Dem Zwischenmenschlichen muss auch weiterhin besondere Aufmerksamkeit geschenkt werden, da sonst die Degenerationsphase schneller einsetzen kann als erwartet. Dabei ist es gerade für Chinesen wichtig, eine langfristige Geschäftsbeziehung aufzubauen und somit die Kündigungs- und Abstinenzphase zu umgehen. Die Investition in Guanxi, also den persönlichen Kontakten, zahlt sich langfristig aus. Werden chinesischen Geschäftspartnern geschickt überlegte Zugeständnisse gemacht, so entsteht dadurch eine gegenseitige Verpflichtung.
China ist auf dem Wege zur Weltmacht respektive bereits dort angelangt. Globalisierung bedeutet eben auch, dass sich die interkulturelle Werte " globalisieren ". Das heißt: Nicht alles, was in der Vergangenheit unter diesem Aspekt gültig war, wird auch in Zukunft seine Gültigkeit behalten.

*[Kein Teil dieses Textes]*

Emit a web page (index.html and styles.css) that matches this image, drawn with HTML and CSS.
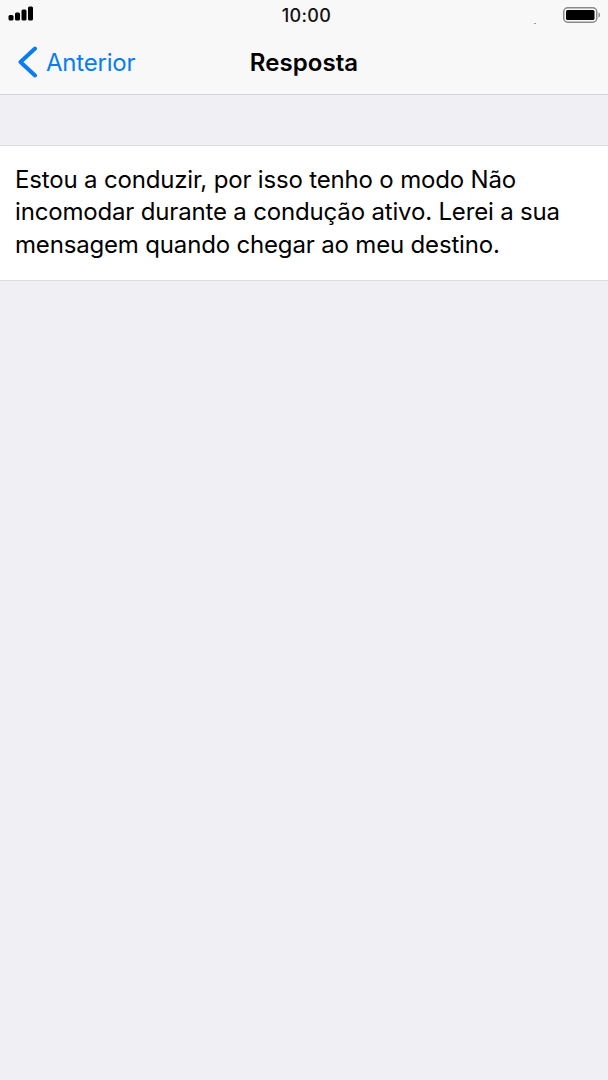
FILE: index.html
```html
<!DOCTYPE html>
<html lang="pt">
<head>
    <meta charset="UTF-8">
    <meta name="viewport" content="width=device-width, initial-scale=1.0">
    <title>Resposta</title>
    <link rel="stylesheet" href="styles.css">
</head>
<body>
    <header class="top">
        <div class="status">
            <svg class="signal" width="25" height="16" viewBox="0 0 25 16">
                <rect x="0.5" y="9" width="5" height="5.5" rx="1.5"/>
                <rect x="7" y="6.5" width="5" height="8" rx="1.5"/>
                <rect x="13.5" y="3.5" width="5" height="11" rx="1.5"/>
                <rect x="20" y="0.5" width="5" height="14" rx="1.5"/>
            </svg>
            <span class="time">10:00</span>
            <span class="speck"></span>
            <svg class="battery" width="37" height="18" viewBox="0 0 37 18">
                <rect x="0.75" y="1.75" width="33" height="14.5" rx="4" class="battery-shell"/>
                <rect x="3" y="4" width="28.5" height="10" rx="1.5"/>
                <path d="M35.5 6.5c1 .2 1.5 1.2 1.5 2.500s-.5 2.300-1.500 2.500z" class="battery-tip"/>
            </svg>
        </div>
        <nav class="nav">
            <a class="back">
                <svg width="22" height="32" viewBox="0 0 22 32">
                    <path d="M19 2.500 4.500 16 19 29.500" class="chevron"/>
                </svg>
                <span>Anterior</span>
            </a>
            <h1 class="title">Resposta</h1>
        </nav>
    </header>
    <main class="content">
        <p class="message">Estou a conduzir, por isso tenho o modo Não incomodar durante a condução ativo. Lerei a sua mensagem quando chegar ao meu destino.</p>
    </main>
</body>
</html>
```

FILE: styles.css
```css
html, body { margin: 0; padding: 0; height: 100%; overflow: hidden; }
body { background: #efeff4; font-family: Inter, "Liberation Sans", sans-serif; color: #000; }

.top { background: #f8f8f9; border-bottom: 1px solid #d4d4d8; box-sizing: border-box; height: 95px; }
.status { height: 31px; display: flex; align-items: center; justify-content: space-between; padding: 0 8px; position: relative; }
.signal { margin-top: -3px; }
.time { position: absolute; left: 0; right: 0; text-align: center; font-size: 18px; font-weight: 500; letter-spacing: 0.3px; top: 5px; color: #111; padding-left: 5px; }
.speck { position: absolute; left: 534px; top: 23px; width: 2px; height: 1px; background: #9a9a9a; }
.battery { margin-top: -2px; }
.battery-shell { fill: none; stroke: #8a8a8a; stroke-width: 1.5; }
.battery-tip { fill: #8a8a8a; }

.nav { height: 63px; position: relative; display: flex; align-items: center; justify-content: center; }
.back { position: absolute; left: 16px; top: 15px; display: flex; align-items: center; gap: 8px; color: #0a7cf2; font-size: 24px; letter-spacing: -0.2px; }
.chevron { fill: none; stroke: #0a7cf2; stroke-width: 4; stroke-linecap: round; stroke-linejoin: round; }
.title { margin: 0; font-size: 24px; font-weight: 600; line-height: 1; letter-spacing: 0.05px; }

.content { padding-top: 50px; }
.message { margin: 0; background: #fff; border-top: 1px solid #dcdce0; border-bottom: 1px solid #dcdce0; padding: 17.5px 15px 19px; font-size: 24px; line-height: 32.5px; letter-spacing: -0.17px; }
```
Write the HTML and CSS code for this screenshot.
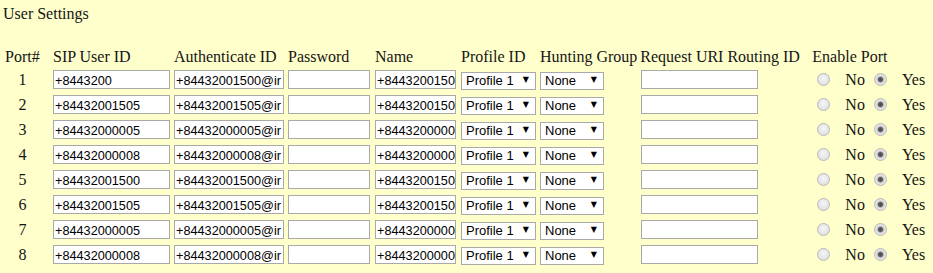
FILE: index.html
```html
<!DOCTYPE html>
<html lang="en">
<head>
  <meta charset="UTF-8">
  <title>User Settings</title>
  <link rel="stylesheet" href="styles.css">
</head>
<body>
  <div class="page">
    <p class="title">User Settings</p>
    <table class="users">
      <tr>
        <th class="c-port">Port#</th>
        <th class="c-sip">SIP User ID</th>
        <th class="c-auth">Authenticate ID</th>
        <th class="c-pass">Password</th>
        <th class="c-name">Name</th>
        <th class="c-prof">Profile ID</th>
        <th class="c-hunt">Hunting Group</th>
        <th class="c-uri">Request URI Routing ID</th>
        <th class="c-en">Enable Port</th>
      </tr>
      <tr>
        <td class="c-port">1</td>
        <td class="c-sip"><input class="txt sip" value="+8443200"></td>
        <td class="c-auth"><input class="txt auth" value="+84432001500@ir"></td>
        <td class="c-pass"><input class="txt pass" type="password"></td>
        <td class="c-name"><input class="txt name" value="+8443200150"></td>
        <td class="c-prof"><span class="sel"><select class="prof"><option>Profile 1</option></select></span></td>
        <td class="c-hunt"><span class="sel"><select class="hunt"><option>None</option></select></span></td>
        <td class="c-uri"><input class="txt uri"></td>
        <td class="c-en"><input type="radio" name="en1" class="rad">&nbsp;&nbsp;&nbsp;No <input type="radio" name="en1" class="rad" checked>&nbsp;&nbsp;&nbsp;Yes</td>
      </tr>
      <tr>
        <td class="c-port">2</td>
        <td class="c-sip"><input class="txt sip" value="+84432001505"></td>
        <td class="c-auth"><input class="txt auth" value="+84432001505@ir"></td>
        <td class="c-pass"><input class="txt pass" type="password"></td>
        <td class="c-name"><input class="txt name" value="+8443200150"></td>
        <td class="c-prof"><span class="sel"><select class="prof"><option>Profile 1</option></select></span></td>
        <td class="c-hunt"><span class="sel"><select class="hunt"><option>None</option></select></span></td>
        <td class="c-uri"><input class="txt uri"></td>
        <td class="c-en"><input type="radio" name="en2" class="rad">&nbsp;&nbsp;&nbsp;No <input type="radio" name="en2" class="rad" checked>&nbsp;&nbsp;&nbsp;Yes</td>
      </tr>
      <tr>
        <td class="c-port">3</td>
        <td class="c-sip"><input class="txt sip" value="+84432000005"></td>
        <td class="c-auth"><input class="txt auth" value="+84432000005@ir"></td>
        <td class="c-pass"><input class="txt pass" type="password"></td>
        <td class="c-name"><input class="txt name" value="+8443200000"></td>
        <td class="c-prof"><span class="sel"><select class="prof"><option>Profile 1</option></select></span></td>
        <td class="c-hunt"><span class="sel"><select class="hunt"><option>None</option></select></span></td>
        <td class="c-uri"><input class="txt uri"></td>
        <td class="c-en"><input type="radio" name="en3" class="rad">&nbsp;&nbsp;&nbsp;No <input type="radio" name="en3" class="rad" checked>&nbsp;&nbsp;&nbsp;Yes</td>
      </tr>
      <tr>
        <td class="c-port">4</td>
        <td class="c-sip"><input class="txt sip" value="+84432000008"></td>
        <td class="c-auth"><input class="txt auth" value="+84432000008@ir"></td>
        <td class="c-pass"><input class="txt pass" type="password"></td>
        <td class="c-name"><input class="txt name" value="+8443200000"></td>
        <td class="c-prof"><span class="sel"><select class="prof"><option>Profile 1</option></select></span></td>
        <td class="c-hunt"><span class="sel"><select class="hunt"><option>None</option></select></span></td>
        <td class="c-uri"><input class="txt uri"></td>
        <td class="c-en"><input type="radio" name="en4" class="rad">&nbsp;&nbsp;&nbsp;No <input type="radio" name="en4" class="rad" checked>&nbsp;&nbsp;&nbsp;Yes</td>
      </tr>
      <tr>
        <td class="c-port">5</td>
        <td class="c-sip"><input class="txt sip" value="+84432001500"></td>
        <td class="c-auth"><input class="txt auth" value="+84432001500@ir"></td>
        <td class="c-pass"><input class="txt pass" type="password"></td>
        <td class="c-name"><input class="txt name" value="+8443200150"></td>
        <td class="c-prof"><span class="sel"><select class="prof"><option>Profile 1</option></select></span></td>
        <td class="c-hunt"><span class="sel"><select class="hunt"><option>None</option></select></span></td>
        <td class="c-uri"><input class="txt uri"></td>
        <td class="c-en"><input type="radio" name="en5" class="rad">&nbsp;&nbsp;&nbsp;No <input type="radio" name="en5" class="rad" checked>&nbsp;&nbsp;&nbsp;Yes</td>
      </tr>
      <tr>
        <td class="c-port">6</td>
        <td class="c-sip"><input class="txt sip" value="+84432001505"></td>
        <td class="c-auth"><input class="txt auth" value="+84432001505@ir"></td>
        <td class="c-pass"><input class="txt pass" type="password"></td>
        <td class="c-name"><input class="txt name" value="+8443200150"></td>
        <td class="c-prof"><span class="sel"><select class="prof"><option>Profile 1</option></select></span></td>
        <td class="c-hunt"><span class="sel"><select class="hunt"><option>None</option></select></span></td>
        <td class="c-uri"><input class="txt uri"></td>
        <td class="c-en"><input type="radio" name="en6" class="rad">&nbsp;&nbsp;&nbsp;No <input type="radio" name="en6" class="rad" checked>&nbsp;&nbsp;&nbsp;Yes</td>
      </tr>
      <tr>
        <td class="c-port">7</td>
        <td class="c-sip"><input class="txt sip" value="+84432000005"></td>
        <td class="c-auth"><input class="txt auth" value="+84432000005@ir"></td>
        <td class="c-pass"><input class="txt pass" type="password"></td>
        <td class="c-name"><input class="txt name" value="+8443200000"></td>
        <td class="c-prof"><span class="sel"><select class="prof"><option>Profile 1</option></select></span></td>
        <td class="c-hunt"><span class="sel"><select class="hunt"><option>None</option></select></span></td>
        <td class="c-uri"><input class="txt uri"></td>
        <td class="c-en"><input type="radio" name="en7" class="rad">&nbsp;&nbsp;&nbsp;No <input type="radio" name="en7" class="rad" checked>&nbsp;&nbsp;&nbsp;Yes</td>
      </tr>
      <tr>
        <td class="c-port">8</td>
        <td class="c-sip"><input class="txt sip" value="+84432000008"></td>
        <td class="c-auth"><input class="txt auth" value="+84432000008@ir"></td>
        <td class="c-pass"><input class="txt pass" type="password"></td>
        <td class="c-name"><input class="txt name" value="+8443200000"></td>
        <td class="c-prof"><span class="sel"><select class="prof"><option>Profile 1</option></select></span></td>
        <td class="c-hunt"><span class="sel"><select class="hunt"><option>None</option></select></span></td>
        <td class="c-uri"><input class="txt uri"></td>
        <td class="c-en"><input type="radio" name="en8" class="rad">&nbsp;&nbsp;&nbsp;No <input type="radio" name="en8" class="rad" checked>&nbsp;&nbsp;&nbsp;Yes</td>
      </tr>
    </table>
  </div>
</body>
</html>
```

FILE: styles.css
```css
body {
  margin: 0;
  background: #ffffcc;
  font-family: 'Liberation Serif', 'Times New Roman', serif;
  font-size: 16px;
  color: #151515;
}

.page {
  padding: 5px 0 0 3px;
}

.title {
  margin: 0;
  line-height: 18px;
}

.users {
  margin-top: 25px;
  border-collapse: collapse;
}

.users th {
  font-weight: normal;
  text-align: left;
  white-space: nowrap;
  line-height: 18px;
  padding: 0;
}

.users td {
  box-sizing: border-box;
  height: 25px;
  padding: 4px 0 0 0;
  line-height: 18px;
  white-space: nowrap;
  vertical-align: baseline;
}

/* columns */
.users .c-port { width: 35px; padding-left: 2px; }
.users td.c-port { text-align: center; }
.users .c-sip  { width: 117px; padding-left: 13px; }
.users .c-auth { width: 110px; padding-left: 4px; }
.users .c-pass { width: 82px; padding-left: 4px; }
.users .c-name { width: 81px; padding-left: 5px; }
.users .c-prof { width: 75px; padding-left: 5px; }
.users .c-hunt { width: 97px; padding-left: 4px; }
.users .c-uri  { width: 167px; padding-left: 3px; }
.users .c-en   { padding-left: 5px; }

.users th.c-port, .users th.c-sip, .users th.c-auth, .users th.c-pass,
.users th.c-name, .users th.c-prof, .users th.c-hunt, .users th.c-uri {
  box-sizing: content-box;
}

.txt {
  box-sizing: border-box;
  height: 19px;
  margin: 0;
  padding: 3px 0 0 1px;
  border: 1px solid #a9a9a9;
  background: #fff;
  font-family: 'Liberation Sans', Arial, sans-serif;
  font-size: 12.7px;
  color: #000;
  vertical-align: baseline;
}

.sip { width: 117px; }
.auth { width: 110px; }
.pass { width: 82px; }
.name { width: 81px; }
.uri { width: 117px; margin-left: 1px; }

.sel {
  position: relative;
  display: inline-block;
}

.sel::after {
  content: '\25BC';
  position: absolute;
  right: 7px;
  top: 4px;
  font-family: 'DejaVu Sans', sans-serif;
  font-size: 8px;
  line-height: 10px;
  color: #000;
  pointer-events: none;
}

.sel select {
  -webkit-appearance: none;
  appearance: none;
  box-sizing: border-box;
  height: 18px;
  margin: 0;
  padding: 0 0 0 4px;
  border: 1px solid #a9a9a9;
  border-radius: 0;
  background: #fff;
  font-family: 'Liberation Sans', Arial, sans-serif;
  font-size: 13px;
  color: #000;
}

.prof { width: 75px; }
.hunt { width: 64px; }

.rad {
  -webkit-appearance: none;
  appearance: none;
  box-sizing: border-box;
  width: 13px;
  height: 13px;
  margin: 3px 3px 0 5px;
  border: 1px solid #b9b9b9;
  border-radius: 50%;
  background: radial-gradient(circle at 50% 40%, #f6f6f6 0, #e2e2e2 70%, #d4d4d4 100%);
  vertical-align: -1px;
}

.rad:checked {
  background: radial-gradient(circle, #4a4a4a 0, #5a5a5a 2px, #c8c8c8 3.2px, #e6e6e6 4.5px, #dadada 100%);
}
```
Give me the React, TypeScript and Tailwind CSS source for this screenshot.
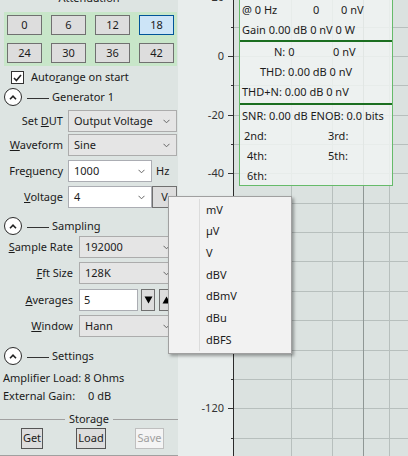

Ein Beispiel: Anlässlich eines ersten (Verkaufs-)Gespräches wurde der Vorstand eines großen Optikherstellers in Shanghai besucht. "Interkulturell" richtig wurde die Visitenkarte mit beiden Händen überreicht. Lachend sagte der chinesische CEO: "Lasst doch den Quatsch, ihr könnt mir die Visitenkarte auch ganz normal überreichen, wir sind nicht mehr im alten China ...".Die Entwicklung einer Kundenbeziehung muss sorgfältig geplant sein, sie unterliegt einem Lebenszyklus. Dabei ist die Frage zu stellen, durch welche Marketingmaßnahmen die einzelnen Phasen unterstützt werden können. Aufmerksames Sondieren des Umfeldes ist unbedingt notwendig. Nicht alles, was in Seminaren mit dem Thema "Interkulturelles Management" vermittelt wird, behält seine vollständige Gültigkeit.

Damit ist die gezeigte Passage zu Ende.